Hector Martinez appeals after a jury convicted him of possessing methamphetamine for sale and transporting methamphetamine. He argues the trial court committed Batson/Wheeler error in sustaining a peremptory challenge to a single juror. He also contends the trial court erroneously imposed fines and fees absent a determination of his ability to pay. We affirm.

BACKGROUND

In November 2016, the San Mateo County District Attorney filed an amended information charging Martinez with felony possession of methamphetamine for sale (Health & Saf. Code, § 11378; count one), felony transportation of methamphetamine (Health & Saf. Code, § 11379. subd. (a); count two), misdemeanor driving without a valid license (Veh. Code, § 12500, subd. (a); count three), and misdemeanor possession of drug paraphernalia (Health & Saf. Code, § 11364; count four). The information alleged as to counts one and two that Martinez suffered a prior strike conviction and served a prior prison term. The jury found him guilty of the misdemeanors but was unable to reach a verdict on the two felonies, and the court declared a mistrial as to those counts. Following a retrial in January 2017, the jury found Martinez guilty of counts one and two. In a bifurcated proceeding, the court found true the allegations on the strike and prison prior. The court sentenced Martinez to four years in state prison. The trial court imposed $580 in fines, fees, and assessments—a $300 state restitution fine (Pen. Code, § 1202.4, subd. (b)), four separate $40 court operations assessments (Pen. Code, § 1465.8); and four separate $30 criminal conviction assessments (Gov. Code, § 70373). This appeal followed.

DISCUSSION

A. Batson/Wheeler

Martinez contends the prosecutor improperly exercised a peremptory challenge against an African-American juror, D.B., on the basis of his race. (People v. Wheeler (1978) 22 Cal.3d 258, 276-277 (Wheeler); See Batson v. Kentucky (1986) 476 U.S. 79, 88 (Batson).)

The applicable legal principles we use to evaluate a Batson/Wheeler motion are well settled. "First, the defendant must make a prima facie showing that the prosecution exercised a challenge based on impermissible criteria. Second, if the trial court finds a prima facie case, then the prosecution must offer nondiscriminatory reasons for the challenge. Third, the trial court must determine whether the prosecution's offered justification is credible and whether, in light of all relevant circumstances, the defendant has shown purposeful race discrimination. [Citation.] 'The ultimate burden of persuasion regarding [discriminatory] motivation rests with, and never shifts from, the [defendant].' " (People v.
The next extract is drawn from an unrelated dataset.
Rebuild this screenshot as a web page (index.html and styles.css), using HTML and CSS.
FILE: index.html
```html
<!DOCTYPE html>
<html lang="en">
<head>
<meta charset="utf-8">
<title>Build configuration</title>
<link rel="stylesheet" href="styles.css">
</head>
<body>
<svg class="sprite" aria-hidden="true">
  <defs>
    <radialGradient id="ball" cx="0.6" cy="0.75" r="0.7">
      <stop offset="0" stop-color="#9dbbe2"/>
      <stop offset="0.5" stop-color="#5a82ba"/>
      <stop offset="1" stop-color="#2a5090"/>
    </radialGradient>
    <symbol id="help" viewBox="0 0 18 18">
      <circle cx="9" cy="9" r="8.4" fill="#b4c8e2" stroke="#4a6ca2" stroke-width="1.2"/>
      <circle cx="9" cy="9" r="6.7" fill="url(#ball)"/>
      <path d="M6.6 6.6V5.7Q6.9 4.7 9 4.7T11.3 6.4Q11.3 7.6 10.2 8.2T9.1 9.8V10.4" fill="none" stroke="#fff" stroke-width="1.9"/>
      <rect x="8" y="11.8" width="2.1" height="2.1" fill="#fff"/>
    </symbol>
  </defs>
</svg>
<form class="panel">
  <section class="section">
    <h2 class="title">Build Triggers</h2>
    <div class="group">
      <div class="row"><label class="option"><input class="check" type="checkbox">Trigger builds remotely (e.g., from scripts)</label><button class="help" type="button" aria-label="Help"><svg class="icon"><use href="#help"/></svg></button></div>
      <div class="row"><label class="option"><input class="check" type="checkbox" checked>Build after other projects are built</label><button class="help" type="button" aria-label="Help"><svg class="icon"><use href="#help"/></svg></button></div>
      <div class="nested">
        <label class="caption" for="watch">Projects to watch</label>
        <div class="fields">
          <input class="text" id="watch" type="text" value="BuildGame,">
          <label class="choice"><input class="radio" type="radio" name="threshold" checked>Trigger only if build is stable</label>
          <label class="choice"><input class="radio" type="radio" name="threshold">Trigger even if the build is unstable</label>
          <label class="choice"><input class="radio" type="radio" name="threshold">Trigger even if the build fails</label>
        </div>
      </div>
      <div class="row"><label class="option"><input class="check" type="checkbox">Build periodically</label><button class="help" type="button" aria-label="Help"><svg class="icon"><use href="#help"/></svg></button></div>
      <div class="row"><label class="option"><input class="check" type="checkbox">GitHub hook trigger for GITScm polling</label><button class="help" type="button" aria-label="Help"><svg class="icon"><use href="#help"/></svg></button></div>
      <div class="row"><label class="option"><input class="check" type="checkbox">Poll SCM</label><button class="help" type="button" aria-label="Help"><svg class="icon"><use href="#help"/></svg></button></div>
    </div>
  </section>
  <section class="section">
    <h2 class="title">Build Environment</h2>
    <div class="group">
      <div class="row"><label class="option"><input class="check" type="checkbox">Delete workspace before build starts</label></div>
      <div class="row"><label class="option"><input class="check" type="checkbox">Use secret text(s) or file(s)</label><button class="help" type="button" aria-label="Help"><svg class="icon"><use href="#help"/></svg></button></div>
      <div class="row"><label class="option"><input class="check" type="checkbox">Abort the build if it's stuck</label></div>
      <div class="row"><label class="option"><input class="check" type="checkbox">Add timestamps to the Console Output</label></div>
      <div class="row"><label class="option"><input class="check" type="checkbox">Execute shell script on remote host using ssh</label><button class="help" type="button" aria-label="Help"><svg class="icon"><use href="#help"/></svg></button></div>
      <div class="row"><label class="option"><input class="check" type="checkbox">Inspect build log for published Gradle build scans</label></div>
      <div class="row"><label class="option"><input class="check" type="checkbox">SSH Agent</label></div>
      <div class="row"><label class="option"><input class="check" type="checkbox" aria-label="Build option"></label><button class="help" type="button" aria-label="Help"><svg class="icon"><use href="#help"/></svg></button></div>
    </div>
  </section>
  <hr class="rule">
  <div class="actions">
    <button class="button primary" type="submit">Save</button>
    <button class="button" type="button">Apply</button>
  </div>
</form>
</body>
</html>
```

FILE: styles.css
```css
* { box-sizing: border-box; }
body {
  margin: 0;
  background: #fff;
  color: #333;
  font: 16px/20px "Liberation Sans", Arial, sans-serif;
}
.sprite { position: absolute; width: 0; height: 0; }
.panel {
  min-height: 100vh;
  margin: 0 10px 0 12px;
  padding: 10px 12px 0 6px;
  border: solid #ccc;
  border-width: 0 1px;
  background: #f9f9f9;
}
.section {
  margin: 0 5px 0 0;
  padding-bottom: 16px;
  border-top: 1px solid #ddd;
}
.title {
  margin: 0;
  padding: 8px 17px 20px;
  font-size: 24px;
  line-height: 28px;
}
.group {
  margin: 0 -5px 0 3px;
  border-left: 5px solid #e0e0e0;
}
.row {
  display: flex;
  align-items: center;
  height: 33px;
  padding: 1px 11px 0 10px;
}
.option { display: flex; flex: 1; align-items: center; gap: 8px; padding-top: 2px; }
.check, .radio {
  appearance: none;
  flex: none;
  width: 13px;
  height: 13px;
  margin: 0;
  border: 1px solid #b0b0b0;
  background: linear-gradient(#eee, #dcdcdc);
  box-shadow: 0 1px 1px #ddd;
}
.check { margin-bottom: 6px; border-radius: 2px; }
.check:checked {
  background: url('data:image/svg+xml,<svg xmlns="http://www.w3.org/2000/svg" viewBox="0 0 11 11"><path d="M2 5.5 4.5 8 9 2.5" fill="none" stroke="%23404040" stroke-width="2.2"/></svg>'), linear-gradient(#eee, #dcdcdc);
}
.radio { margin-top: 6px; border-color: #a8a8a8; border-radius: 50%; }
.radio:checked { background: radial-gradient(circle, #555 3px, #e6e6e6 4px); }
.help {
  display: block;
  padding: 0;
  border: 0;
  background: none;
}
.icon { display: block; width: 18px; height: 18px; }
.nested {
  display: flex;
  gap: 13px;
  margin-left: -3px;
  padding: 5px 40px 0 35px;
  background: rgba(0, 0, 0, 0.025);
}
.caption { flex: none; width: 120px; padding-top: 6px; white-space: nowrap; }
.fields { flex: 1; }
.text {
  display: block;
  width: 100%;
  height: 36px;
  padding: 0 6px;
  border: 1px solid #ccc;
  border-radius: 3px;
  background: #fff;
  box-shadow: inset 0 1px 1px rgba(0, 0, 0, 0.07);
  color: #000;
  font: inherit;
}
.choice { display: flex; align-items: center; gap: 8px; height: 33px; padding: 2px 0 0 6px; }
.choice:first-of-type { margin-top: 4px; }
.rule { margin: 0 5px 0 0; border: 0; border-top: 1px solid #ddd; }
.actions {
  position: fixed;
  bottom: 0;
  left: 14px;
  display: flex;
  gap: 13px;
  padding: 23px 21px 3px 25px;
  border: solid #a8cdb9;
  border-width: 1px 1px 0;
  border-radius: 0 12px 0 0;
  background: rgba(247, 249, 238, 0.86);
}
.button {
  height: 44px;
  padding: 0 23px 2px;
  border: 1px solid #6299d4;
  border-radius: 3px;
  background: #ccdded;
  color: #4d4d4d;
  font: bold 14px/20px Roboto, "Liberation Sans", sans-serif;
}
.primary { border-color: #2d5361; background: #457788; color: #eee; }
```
Manibusan (2013) 58 Cal.4th 40, 75.)

" ' "We review a trial court's determination regarding the sufficiency of a prosecutor's justification for exercising peremptory challenges ' "with great restraint." ' [Citation]. We presume that a prosecutor uses peremptory challenges in a constitutional manner and give great deference to the trial court's ability to distinguish bona fide reasons from sham excuses. [Citation.] So long as the trial court makes a sincere and reasoned effort to evaluate the nondiscriminatory justifications offered, its conclusions are entitled to deference on appeal. [Citation.]" ' " (People v. O'Malley (2016) 62 Cal.4th 944, 975.) "Thus, in reviewing a trial court's reasoned determination that a prosecutor's reasons for striking a juror are sincere, we typically defer to the trial court and consider only 'whether substantial evidence supports the trial court's conclusions.' " (People v. Banks (2014) 59 Cal.4th 1113, 1146, overruled on another ground in People v. Scott (2015) 61 Cal.4th 363, 391, fn. 3.)
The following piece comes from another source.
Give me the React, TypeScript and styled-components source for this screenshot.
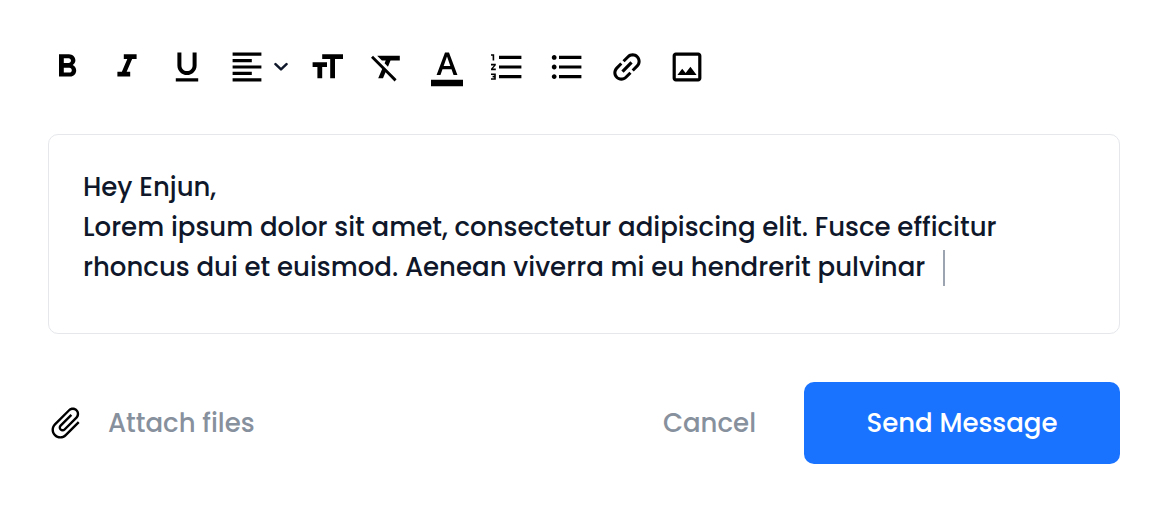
import React, { useState } from "react";
import styled, { createGlobalStyle } from "styled-components";

const GlobalStyle = createGlobalStyle`
  *, *::before, *::after { box-sizing: border-box; }
  body {
    margin: 0;
    background: #ffffff;
    color: #0f172a;
    font-family: Poppins, Inter, "Liberation Sans", sans-serif;
    font-size: 26px;
    font-weight: 500;
    line-height: 40px;
  }
  button, textarea { font: inherit; }
`;

const Composer = styled.form`
  display: flex;
  flex-direction: column;
  gap: 48px;
  padding: 46px 48px 48px;
`;

const Toolbar = styled.div`
  display: flex;
  flex-wrap: wrap;
  gap: 22px;
  padding-top: 1px;
  margin-bottom: -1px;
`;

const ToolButton = styled.button<{ $menu?: boolean }>`
  display: flex;
  align-items: center;
  gap: 8px;
  height: 40px;
  margin: 0 ${(p) => (p.$menu ? "-2px" : "0")} 0 0;
  padding: 0;
  border: 0;
  background: none;
  color: #000000;
  cursor: pointer;
`;

const Glyph = styled.svg`
  display: block;
  width: 38px;
  height: 40px;
  fill: currentColor;
`;

const Chevron = styled.svg`
  display: block;
  width: 14px;
  height: 14px;
  fill: none;
  stroke: #0f172a;
  stroke-width: 2.5;
  stroke-linecap: round;
  stroke-linejoin: round;
`;

const Editor = styled.div`
  position: relative;
`;

const MessageBox = styled.textarea`
  display: block;
  width: 100%;
  height: 200px;
  padding: 32px 34px;
  border: 1px solid #e5e7eb;
  border-radius: 10px;
  outline: 0;
  background: #ffffff;
  color: #0f172a;
  line-height: 40px;
  resize: none;
`;

const Caret = styled.span`
  position: absolute;
  top: 116px;
  left: 895px;
  width: 2px;
  height: 36px;
  background: #9ba4b0;
  pointer-events: none;
`;

const Footer = styled.div`
  display: flex;
  align-items: center;
  gap: 48px;
`;

const TextButton = styled.button`
  display: flex;
  align-items: center;
  gap: 24px;
  padding: 0;
  border: 0;
  background: none;
  color: #87909d;
  cursor: pointer;
`;

const AttachButton = styled(TextButton)`
  margin-right: auto;
`;

const ClipGlyph = styled.svg`
  display: block;
  width: 36px;
  height: 40px;
  fill: #000000;
`;

const SendButton = styled.button`
  min-width: 316px;
  height: 82px;
  padding: 0 32px;
  border: 0;
  border-radius: 10px;
  background: #1a73ff;
  color: #ffffff;
  cursor: pointer;
`;

type Tool = { label: string; path: string; menu?: boolean; transform?: string };

const tools: Tool[] = [
  {
    label: "Bold",
    path: "M15.6 10.79c.97-.67 1.65-1.77 1.65-2.79 0-2.26-1.75-4-4-4H7v14h7.04c2.09 0 3.71-1.7 3.71-3.79 0-1.52-.86-2.82-2.15-3.42zM10 6.5h3c.83 0 1.5.67 1.5 1.5s-.67 1.5-1.5 1.5h-3v-3zm3.5 9H10v-3h3.5c.83 0 1.5.67 1.5 1.5s-.67 1.5-1.5 1.5z",
  },
  { label: "Italic", path: "M10 4v3h2.21l-3.42 8H6v3h8v-3h-2.21l3.42-8H18V4z" },
  {
    label: "Underline",
    path: "M12 17c3.31 0 6-2.69 6-6V3h-2.5v8c0 1.93-1.57 3.5-3.5 3.5S8.5 12.93 8.5 11V3H6v8c0 3.31 2.69 6 6 6zm-7 2v2h14v-2H5z",
  },
  {
    label: "Alignment",
    menu: true,
    path: "M15 15H3v2h12v-2zm0-8H3v2h12V7zM3 13h18v-2H3v2zm0 8h18v-2H3v2zM3 3v2h18V3H3z",
  },
  { label: "Text size", path: "M9 4v3h5v12h3V7h5V4H9zm-6 8h3v7h3v-7h3V9H3v3z" },
  {
    label: "Clear formatting",
    path: "M3.27 5L2 6.27l6.97 6.97L6.5 19h3l1.57-3.66L16.73 21 18 19.73 3.55 5.27 3.27 5zM6 5v.18L8.82 8h2.4l-.72 1.68 2.1 2.1L14.21 8H20V5H6z",
  },
  {
    label: "Text color",
    path: "M2 20h20v4H2zM5.49 17h2.42l1.27-3.58h5.65L16.09 17h2.42L13.25 3h-2.5L5.49 17zm4.42-5.61 2.03-5.79h.12l2.03 5.79H9.91z",
  },
  {
    label: "Numbered list",
    path: "M2 17h2v.5H3v1h1v.5H2v1h3v-4H2v1zm1-9h1V4H2v1h1v3zm-1 3h1.8L2 13.1v.9h3v-1H3.2L5 10.9V10H2v1zm5-6v2h14V5H7zm0 14h14v-2H7v2zm0-6h14v-2H7v2z",
  },
  {
    label: "Bulleted list",
    path: "M4 10.5c-.83 0-1.5.67-1.5 1.5s.67 1.5 1.5 1.5 1.5-.67 1.5-1.5-.67-1.5-1.5-1.5zm0-6c-.83 0-1.5.67-1.5 1.5S3.17 7.5 4 7.5 5.5 6.83 5.5 6 4.83 4.5 4 4.5zm0 12c-.83 0-1.5.68-1.5 1.5s.68 1.5 1.5 1.5 1.5-.68 1.5-1.5-.67-1.5-1.5-1.5zM7 19h14v-2H7v2zm0-6h14v-2H7v2zm0-8v2h14V5H7z",
  },
  {
    label: "Insert link",
    transform: "rotate(-45 12 12)",
    path: "M3.9 12c0-1.71 1.39-3.1 3.1-3.1h4V7H7c-2.76 0-5 2.24-5 5s2.24 5 5 5h4v-1.9H7c-1.71 0-3.1-1.39-3.1-3.1zM8 13h8v-2H8v2zm9-6h-4v1.9h4c1.71 0 3.1 1.39 3.1 3.1s-1.39 3.1-3.1 3.1h-4V17h4c2.76 0 5-2.24 5-5s-2.24-5-5-5z",
  },
  {
    label: "Insert image",
    path: "M19 5v14H5V5h14m0-2H5c-1.1 0-2 .9-2 2v14c0 1.1.9 2 2 2h14c1.1 0 2-.9 2-2V5c0-1.1-.9-2-2-2zm-4.86 8.86l-3 3.87L9 13.14 6 17h12l-3.86-5.14z",
  },
];

const draft =
  "Hey Enjun,\nLorem ipsum dolor sit amet, consectetur adipiscing elit. Fusce efficitur rhoncus dui et euismod. Aenean viverra mi eu hendrerit pulvinar";

export default function App() {
  const [message, setMessage] = useState(draft);

  return (
    <>
      <GlobalStyle />
      <Composer onSubmit={(e) => e.preventDefault()}>
        <Toolbar role="toolbar" aria-label="Formatting">
          {tools.map((tool) => (
            <ToolButton
              key={tool.label}
              type="button"
              aria-label={tool.label}
              aria-haspopup={tool.menu ? "menu" : undefined}
              $menu={tool.menu}
            >
              <Glyph viewBox="0.125 -0.5 23.75 25" aria-hidden="true">
                <path d={tool.path} transform={tool.transform} />
              </Glyph>
              {tool.menu && (
                <Chevron viewBox="0 0 14 14" aria-hidden="true">
                  <path d="M1.5 4.2L7 9.4L12.5 4.2" />
                </Chevron>
              )}
            </ToolButton>
          ))}
        </Toolbar>

        <Editor>
          <MessageBox
            aria-label="Message"
            spellCheck={false}
            value={message}
            onChange={(e) => setMessage(e.target.value)}
          />
          <Caret aria-hidden="true" />
        </Editor>

        <Footer>
          <AttachButton type="button">
            <ClipGlyph viewBox="0.75 -0.5 22.5 25" aria-hidden="true">
              <path
                transform="rotate(45 12 12)"
                d="M16.5 6v11.5c0 2.21-1.79 4-4 4s-4-1.79-4-4V5c0-1.38 1.12-2.5 2.5-2.5s2.5 1.12 2.5 2.5v10.5c0 .55-.45 1-1 1s-1-.45-1-1V6H10v9.5c0 1.38 1.12 2.5 2.5 2.5s2.5-1.12 2.5-2.5V5c0-2.21-1.79-4-4-4S7 2.79 7 5v12.5c0 3.04 2.46 5.5 5.5 5.5s5.5-2.46 5.5-5.5V6h-1.5z"
              />
            </ClipGlyph>
            Attach files
          </AttachButton>
          <TextButton type="button">Cancel</TextButton>
          <SendButton type="submit">Send Message</SendButton>
        </Footer>
      </Composer>
    </>
  );
}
" '[O]ne form of circumstantial evidence that is relevant, but not necessarily dispositive, on the issue of intentional discrimination' is a comparison of the treatment of an excused juror with other similarly situated jurors. [Citation.] '[E]vidence of comparative juror analysis must be considered . . . even for the first time on appeal if relied upon by the defendant [if] the record is adequate to permit the urged comparisons.' [Citation.] But when, as here, a defendant 'wait[s] until appeal to argue comparative juror analysis,' our 'review is necessarily circumscribed,' and we 'need not consider responses by stricken panelists or seated jurors other than those identified by the defendant.' " (People v. Smith (2018) 4 Cal.5th 1134, 1147-1148).
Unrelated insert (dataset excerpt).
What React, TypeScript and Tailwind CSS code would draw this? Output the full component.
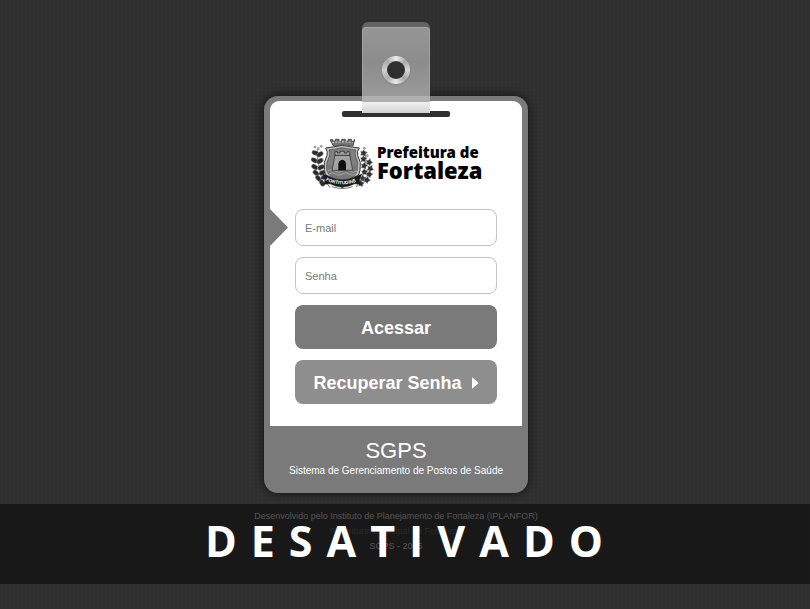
import React from "react";

const leftLeaves = [
  [16, 54, 20], [30, 58, -35], [13, 76, 30], [30, 78, -35], [14, 96, 35],
  [33, 97, -30], [18, 114, 40], [37, 113, -25], [25, 130, 50], [43, 127, -15],
  [36, 144, 60],
];

const rightLeaves = [
  [160, 54, 30], [160, 72, 20], [177, 82, -35], [162, 92, 30],
  [180, 101, -20], [163, 111, 15], [177, 118, -40], [158, 130, 20], [170, 135, -30],
  [152, 146, -50],
];

function Crest() {
  return (
    <svg viewBox="0 0 195 174" className="h-[58px] w-[65px] shrink-0" aria-hidden="true">
      <g fill="none" stroke="#333" strokeWidth="2">
        <path d="M22 42 Q18 110 60 158" />
        <path d="M166 48 Q176 115 138 156" />
      </g>
      {leftLeaves.map(([x, y, r]) => (
        <ellipse key={`${x}-${y}`} cx={x} cy={y} rx="11" ry="7" fill="#2c2c2c" stroke="#ddd" strokeWidth="1" transform={`rotate(${r} ${x} ${y})`} />
      ))}
      {rightLeaves.map(([x, y, r]) => (
        <path key={`${x}-${y}`} d={`M${x - 10} ${y} l5 -3 l1 -7 l6 4 l8 -2 l-3 8 l3 7 l-9 0 l-5 4 l-1 -7 z`} fill="#333" stroke="#ccc" strokeWidth="1" transform={`rotate(${r} ${x} ${y})`} />
      ))}
      <g fill="#999">
        <circle cx="15" cy="36" r="4" />
        <circle cx="25" cy="41" r="4" />
        <circle cx="34" cy="34" r="4" />
        <circle cx="163" cy="40" r="4" />
        <circle cx="172" cy="62" r="4" />
        <circle cx="168" cy="82" r="4" />
      </g>
      <path d="M60 14 h9 v5 h7 v-6 h11 v6 h8 v-6 h11 v6 h8 v-6 h10 v6 h8 v-5 h2 l-5 19 q-29 -7 -59 0 z" fill="#777" stroke="#222" strokeWidth="2" />
      <path d="M66 23 q30 -5 62 0" fill="none" stroke="#ddd" strokeWidth="3" strokeDasharray="6 4" />
      <path d="M47 39 Q70 36 97 31 Q123 36 148 39 Q140 50 143 61 Q155 81 150 106 Q146 128 125 139 Q108 146 97 159 Q85 146 68 139 Q47 128 43 106 Q39 81 51 61 Q54 50 47 39 Z" fill="#c4c4c4" stroke="#333" strokeWidth="3" />
      <path d="M57 45 Q76 42 97 38 Q118 42 138 45 Q134 54 137 64 Q147 84 142 104 Q139 121 121 131 Q106 138 97 147 Q87 138 73 131 Q54 121 50 104 Q47 84 58 64 Q61 54 57 45 Z" fill="#808080" stroke="#444" strokeWidth="2" />
      <path d="M51 89 h92 v14 q-4 21 -21 28 q-15 6 -25 16 q-9 -10 -24 -16 q-17 -7 -22 -28 z" fill="#777" />
      <path d="M53 108 q11 -8 22 0 t22 0 t22 0 t22 0 M57 117 q10 -7 20 0 t20 0 t20 0 t20 0" fill="none" stroke="#bbb" strokeWidth="2" />
      <path d="M75 60 V50 h7 v4 h8 v-5 h13 v5 h8 v-4 h8 v10 L128 106 H66 Z" fill="#a2a2a2" stroke="#222" strokeWidth="2" />
      <path d="M74 61 h47" stroke="#333" strokeWidth="3" />
      <path d="M85 106 V86 Q87 75 97 74 Q107 75 108 86 V106 Z" fill="#111" />
      <path d="M39 118 l16 5 q42 24 84 0 l16 -5 l-7 17 l5 13 l-19 -2 q-37 20 -74 0 l-19 2 l5 -13 z" fill="#191919" stroke="#222" strokeWidth="2" />
      <path id="crestMotto" d="M47 136 Q97 160 148 136" fill="none" />
      <text fill="#fff" fontSize="14" fontWeight="700" fontFamily="Liberation Sans, sans-serif">
        <textPath href="#crestMotto">FORTITUDINE</textPath>
      </text>
      <path d="M65 155 Q97 166 128 155" fill="none" stroke="#777" strokeWidth="3" />
    </svg>
  );
}

function Clip() {
  return (
    <div className="relative z-10 -mb-[17px] h-[91px] w-[68px] overflow-hidden rounded-t-md bg-[#646464] pt-[5px]" aria-hidden="true">
      <div className="h-[69px] rounded-t-[4px] border-x border-t border-[#a3a3a3] bg-linear-to-b from-[#969696] via-[#8c8c8c] to-[#9a9a9a] pt-7">
        <div className="mx-auto size-7 rounded-full bg-[conic-gradient(#eee,#aaa,#d8d8d8,#a6a6a6,#e8e8e8,#b0b0b0,#d0d0d0,#aaa,#eee)] p-[5px] shadow-sm">
          <div className="size-[18px] rounded-full bg-[#303030]" />
        </div>
      </div>
      <div className="h-[6px] bg-[#b0b0b0]" />
      <div className="h-[11px] bg-linear-to-b from-[#f2f2f2] to-[#d2d2d2]" />
    </div>
  );
}

const fieldClass =
  "block h-[37px] w-full rounded-lg border border-[#c4c4c4] bg-white px-[9px] text-[11px] text-[#333] outline-none placeholder:text-[#777]";

const buttonClass =
  "flex h-11 items-center justify-center gap-[9px] rounded-lg pt-[2px] text-lg font-bold text-white";

export default function App() {
  return (
    <div className="relative min-h-screen bg-[#303030] bg-[radial-gradient(#323232_1px,transparent_1px)] bg-size-[4px_4px] font-['Liberation_Sans',Arial,sans-serif]">
      <div className="flex flex-col items-center pt-[22px] pr-[18px]">
        <Clip />
        <main className="w-[264px] rounded-[14px] bg-[#7a7a7a] px-[6px] pt-[5px] shadow-[0_0_10px_#111]">
          <form className="rounded-t-[9px] bg-white pb-[22px]" onSubmit={(e) => e.preventDefault()}>
            <div className="flex justify-center pt-[10px]">
              <div className="h-[6px] w-[108px] rounded-[2px] bg-[#303030]" aria-hidden="true" />
            </div>
            <h1 className="flex items-center pt-[18px] pl-10 font-['Noto_Sans','Open_Sans',sans-serif] font-black text-black">
              <Crest />
              <span className="flex flex-col pb-1 pl-[2px] whitespace-nowrap">
                <span className="text-[15px] leading-4">Prefeitura de</span>
                <span className="text-[22px] leading-5">Fortaleza</span>
              </span>
            </h1>
            <div className="mt-4 flex items-center">
              <svg viewBox="0 0 18 37" className="h-[37px] w-[18px]" aria-hidden="true">
                <path d="M0 0 L18 18.5 L0 37 Z" fill="#7a7a7a" />
              </svg>
              <div className="flex-1 pr-[25px] pl-[7px]">
                <input type="email" aria-label="E-mail" placeholder="E-mail" className={fieldClass} />
              </div>
            </div>
            <div className="flex flex-col gap-[11px] px-[25px] pt-[11px]">
              <input type="password" aria-label="Senha" placeholder="Senha" className={fieldClass} />
              <button type="submit" className={`${buttonClass} bg-[#7a7a7a]`}>
                Acessar
              </button>
              <button type="button" className={`${buttonClass} bg-[#8e8e8e]`}>
                Recuperar Senha
                <svg viewBox="0 0 8 12" className="h-3 w-2" fill="currentColor" aria-hidden="true">
                  <path d="M1 1 Q1 0 2 1 L7 5.3 Q7.7 6 7 6.7 L2 11 Q1 12 1 11 Z" />
                </svg>
              </button>
            </div>
          </form>
          <div className="h-[67px] pt-[13px] text-center text-white">
            <h2 className="text-[22px] leading-6">SGPS</h2>
            <p className="text-[10px] leading-4 whitespace-nowrap">Sistema de Gerenciamento de Postos de Saúde</p>
          </div>
        </main>
        <footer className="pt-4 text-center text-[9px] leading-[15px] text-[#a8a8a8]">
          <p>Desenvolvido pelo Instituto de Planejamento de Fortaleza (IPLANFOR)</p>
          <p className="text-[#505050]">Prefeitura Municipal de Fortaleza</p>
          <p>SGPS - 2016</p>
        </footer>
      </div>
      <div className="absolute inset-x-0 top-[504px] flex h-20 items-center justify-center bg-black/50 pb-2">
        <strong className="pl-3 font-['Open_Sans',sans-serif] text-[43px] leading-none font-bold tracking-[14px] text-white">DESATIVADO</strong>
      </div>
    </div>
  );
}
D.B. is a resident of Daly City who grew up in East Palo Alto. In voir dire, he recounted an "array of experiences with police officers," which were "all over the board." When he was asked by the court about the scope of his encounters, he replied: "I'm an African-American male. I've had numerous encounters [with] police officers. Some good. Some bad. So countless, I would say throughout my life span." He recalled one "vivid incident[]" that took place in East Palo Alto when he was in high school. One morning before school, he went to his friend's house to wake him up, and when he walked outside, ATF officers surrounded the block and one pointed a gun at his head.

He said he would be able to set aside his negative experiences and give the People and Martinez an equally fair shake. He considered himself a "fairly optimistic person," and did not let such negative experiences "deter [his] logical decision-making." He added, "I believe the law is there for a reason. And in terms of following the law, I'm not here to make a visceral decision. So it's based upon the instructions that are given to me and the law. So I believe I can follow that." The prosecutor asked him whether his experiences with police in general were "good or bad, or . . . 50/50." D.B. was unable to give an overall estimate and explained, "[T]here have been multiple experiences that were good, some were bad. But that has not tainted . . . my view of the law . . . I respect police officers. [¶] I feel like anyone that . . . has to protect and serve in any capacity, that's an honorable thing to do, and it's very difficult. So that has not changed my view of how I view police officers or how I approach police officers in any way." He could hear officer testimony and weigh it like anyone else.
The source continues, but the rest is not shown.